In these circumstances the respondent brought an action, concluding to have it found that he held the lands in fee simple.

The Lord Ordinary pronounced the following interlocutor, on 15th November 1854:—Finds that the deed of entail libelled is erased in the important part of the irritant clause set forth in the second and third articles of the pursuer's condescendence: Finds that, in consequence of this erasure, the deed contains no complete irritant clause, and that the entail is not valid and effectual in regard to several of its essential prohibitions under the Act 1685, cap. 22: Finds that, in these circumstances, it falls under the enactments of the Statute 11 and 12 Vict. c. 36, § 43.— On a reclaiming note, the First Division of the Court adhered on 23d November 1855.

The defender appealed, maintaining in her printed case, that the judgment of the Court of Session ought to be reversed—1. Because, according to a sound construction of the enactment contained in the 43d section of the Statute 1 11th and 12th Vict. c. 36, the invalidity there declared to follow in consequence of an entail being defective as regards any one of its prohibitions is not, as the Court below have held, an absolute and total invalidity, but one which operates only so far as the prohibitions are dependent for their efficacy upon the provisions of the Act 1685; and no alteration was thereby made upon the law as it previously stood, relative to the rights and interests of the substitute heirs in a question with the heir of entail in possession. 2. The judgment of the Court below is erroneous, in so far as decree is thereby given generally, and without qualification, in the wide terms of the conclusions of the respondent's summons, which are founded on the provisions of the 43d section of the Entail Amendment Act.

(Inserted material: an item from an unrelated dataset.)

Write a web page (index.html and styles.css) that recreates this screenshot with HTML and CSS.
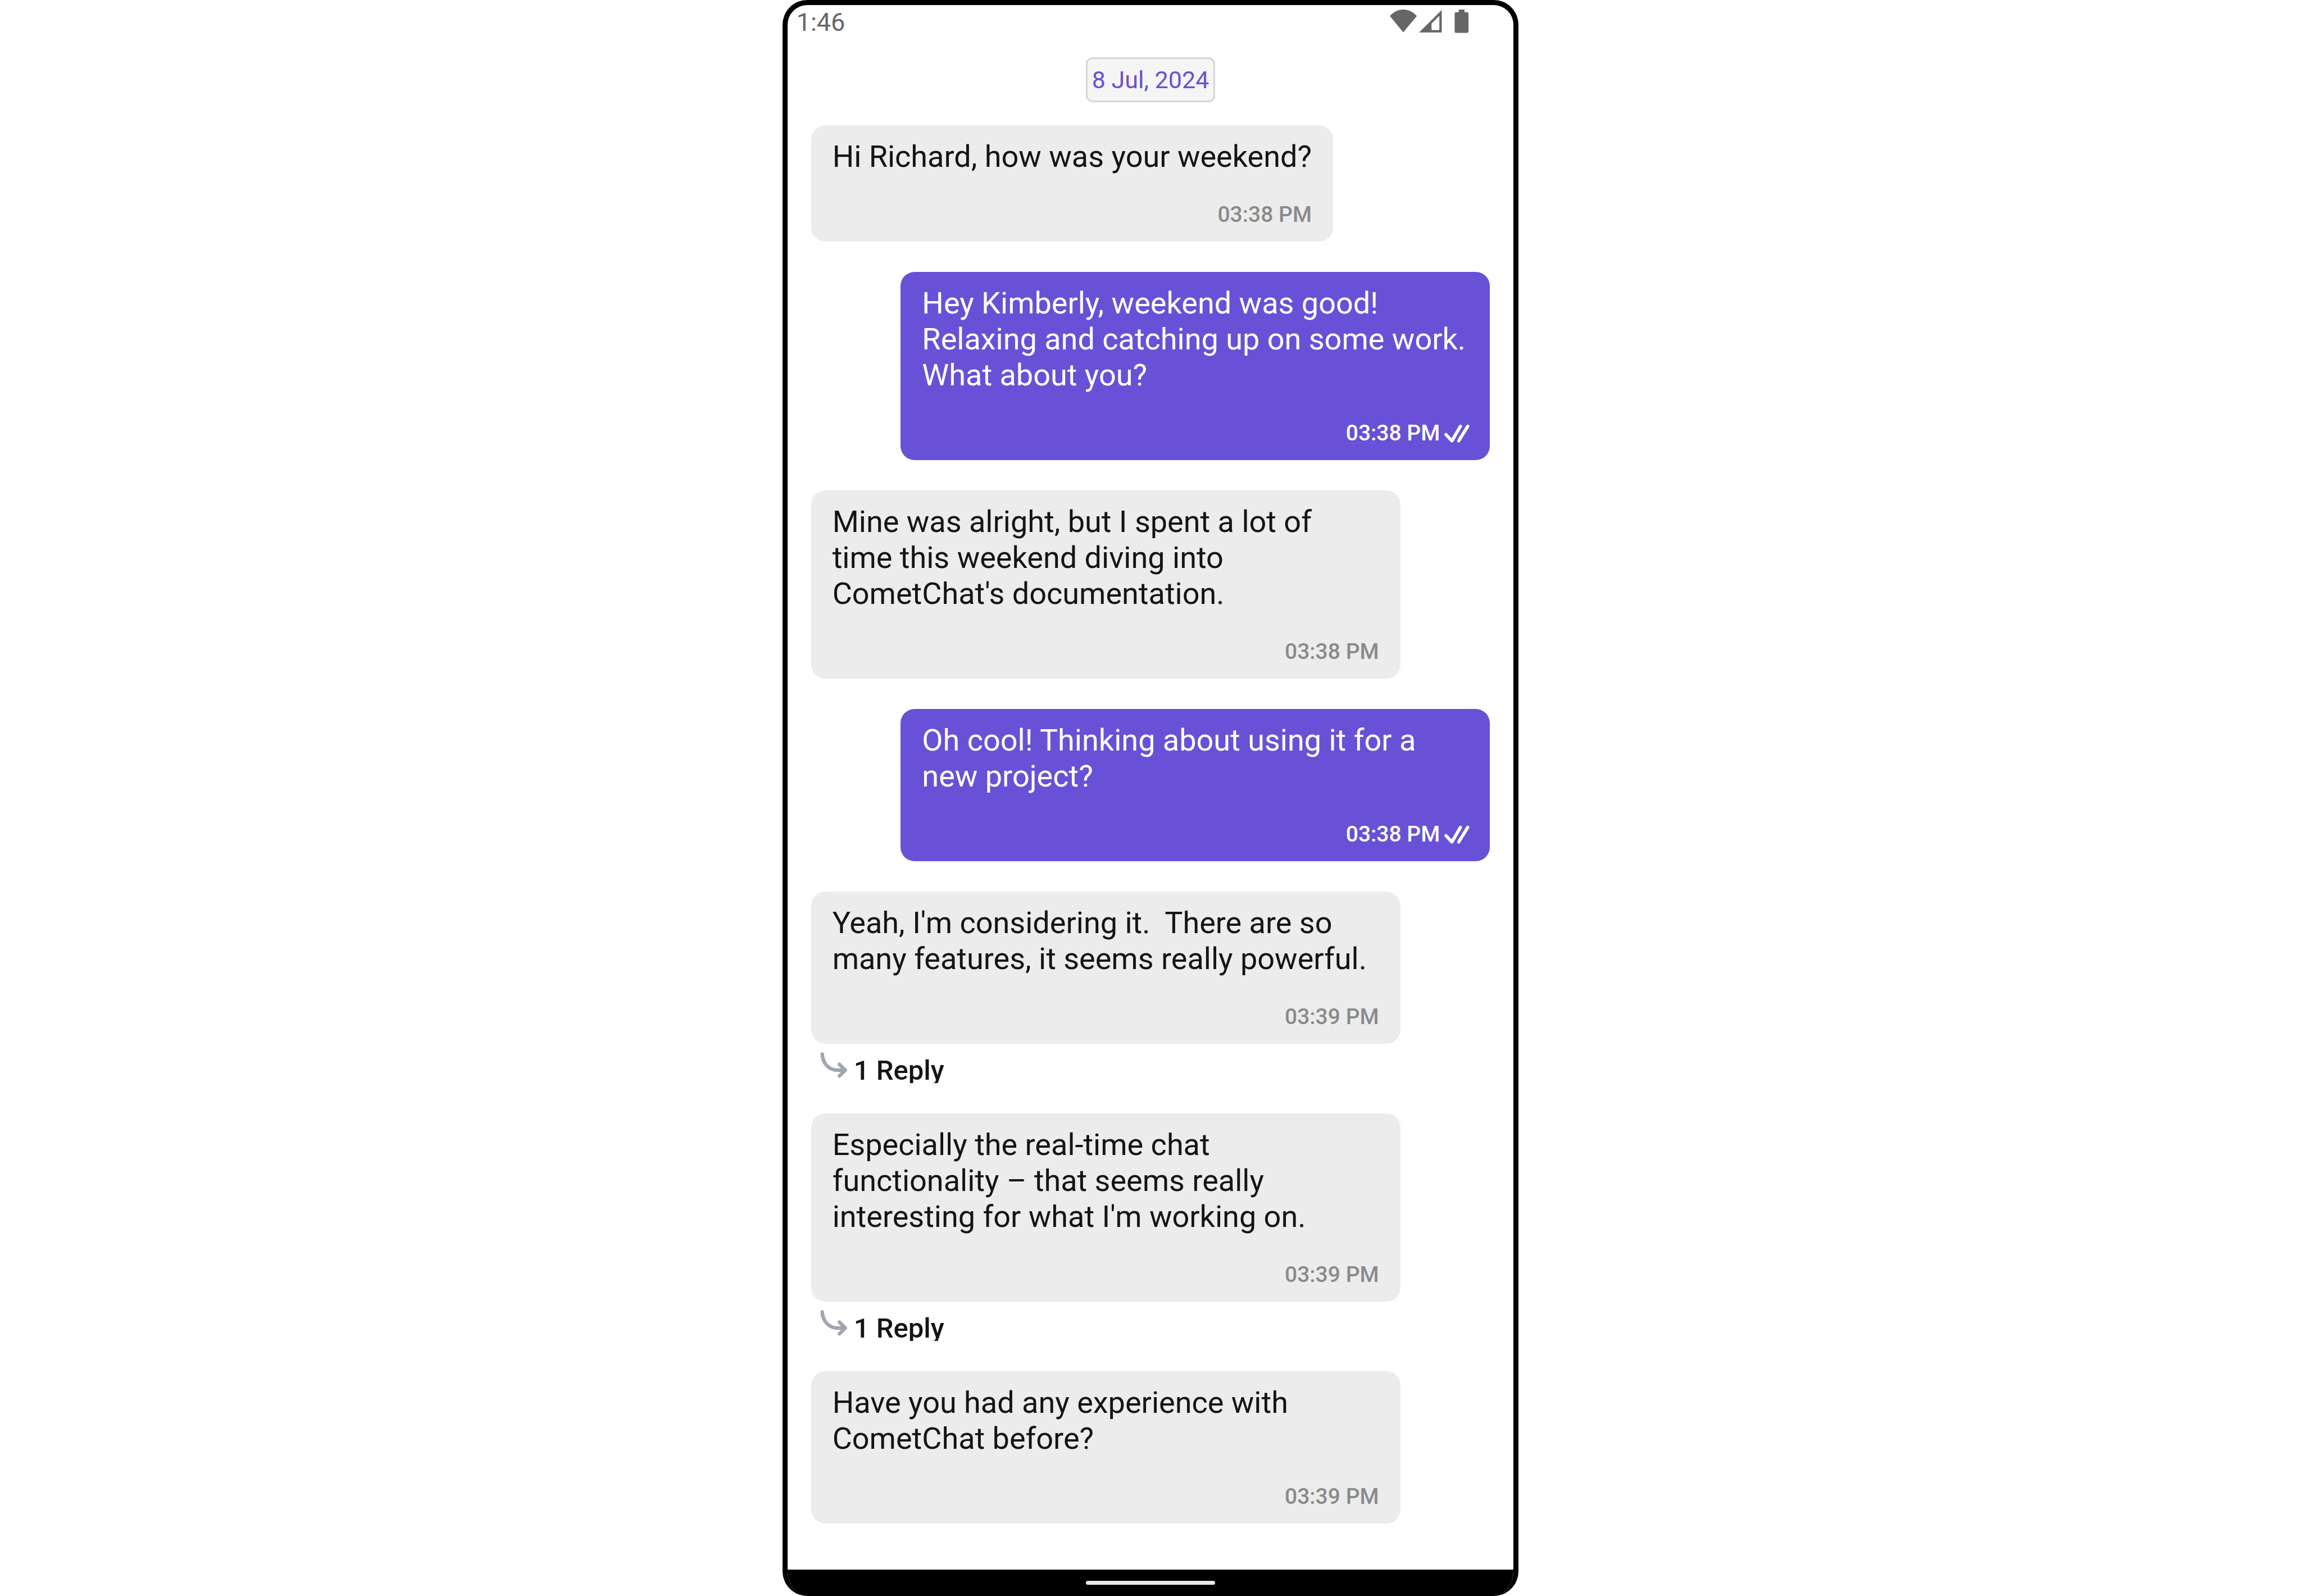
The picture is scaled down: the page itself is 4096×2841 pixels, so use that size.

The respondent, in his printed case, supported the judgment on the following grounds:—1. Because the irritant clause of the entail in question is erased in substantialibus. 2. Because, in consequence of the erasure in the irritant clause, the prohibitions in the entail against sales, alienations, and alterations of the order of succession, are not fenced by a valid irritant clause. 3. Because, the entail not being valid and effectual, in terms of the Act 1685, in regard to the prohibitions against sales, alienations, and alterations of the order of succession, the entail is invalid and ineffectual under the Act 1848, and the respondent is entitled to hold the estate in fee simple.

Lord Advocate (Moncreiff), and Rolt Q.C., for the appellant.—The decision of the Court below was wrong in this case. Even assuming there was a defect in one irritant clause, it did not follow that the whole deed was null and void. It has been always held, notwithstanding the

_________________ Footnote _________________

1 S. C. 3 Macq. Ap. 62: 29 Sc. Jur. 394.

Page: 709

Statute 1685, that the entail might be good as to some prohibitions, though bad as to the rest. The heir might, before Lord Rutherfurd's Act, be able to sell the estate for value, and yet he could not alienate it gratuitously.— Carrick v. Buchanan, 3 Bell's App. 342. The 43d section of Lord Rutherfurd's Act does not repeal that law, and was not intended to do so. The common law right of settlement still exists, whereas the Court below has practically decided, that, if an entail is defective in any one prohibition, it is bad in toto, both as between heirs and creditors. It would be a hardship to stretch the law to that extent, and such a construction is unwarranted. The same point was raised, but not decided, in Cochrane v. Baillie, ante, 685; 2 Macq. Ap. 529.

Attorney-General (Bethell), and Anderson Q.C., for the respondent, were not called upon.

Lord Chancellor Cranworth.—My Lords, this is a case which does not admit of the least doubt in the world, not merely because the point here raised has been already decided in this very year by your Lordships, in the case of Cochrane v. Baillie, removing all shadow of doubt, if there was any doubt before upon it, but I think it is perfectly clear from the 43d clause of the act; and as to the great evil which Mr. Rolt suggests may arise from parties not being able in Scotland to make an entail disposition otherwise than according to the terms of the Statute of 1685, that great evil has been incurred, if it was an evil; but I do not see that there is any evil in it at all. Certainly the object of that statute was not to encourage Scotch entails— quite the reverse; and the language of the 43d clause seems not to admit of the least possible doubt, for not only does it say, that, if the deed is invalid and ineffectual in any one of the irritant clauses, it shall be invalid and ineffectual as regards all, but it goes on to state, that “the estate shall be subject to the deeds and debts of the heir then in possession, and of his successors, as they shall thereafter in order take under said tailzie, and no action of forfeiture shall be competent at the instance of any heir substitute in such tailzie against the heir in possession under the same, by reason of any contravention of all or any of the prohibitions.” I do not see how those words can receive any other meaning than that which has been put upon them by the Court below. If it is meant to be said, that, notwithstanding these words, still the heir substitute may have a right to say, that the heir in possession shall not contravene the prohibitions, by making a gratuitous disposition, that cannot be a matter that admits of any doubt, upon the simple words and language of the statute.

In this case the Lord Ordinary first, and the Court of Session afterwards, came to the only conclusion at which they could arrive, and, so far as appears upon these papers, they came to that conclusion without any hesitation, and without much argument addressed to them upon it.

Lord Wensleydale.—My Lords, I entirely concur with my noble and learned friend that the decision of the Court of Session in this case is right, and that the appeal must be dismissed.

Interlocutors affirmed, and appeal dismissed, with costs.

Solicitors: Appellant's Agents, Connell and Hope; and Walker and Melville, W.S.— Respondent's Agents, Richardson, Loch, and Maclaurin; and Mackenzie and Baillie, W.S.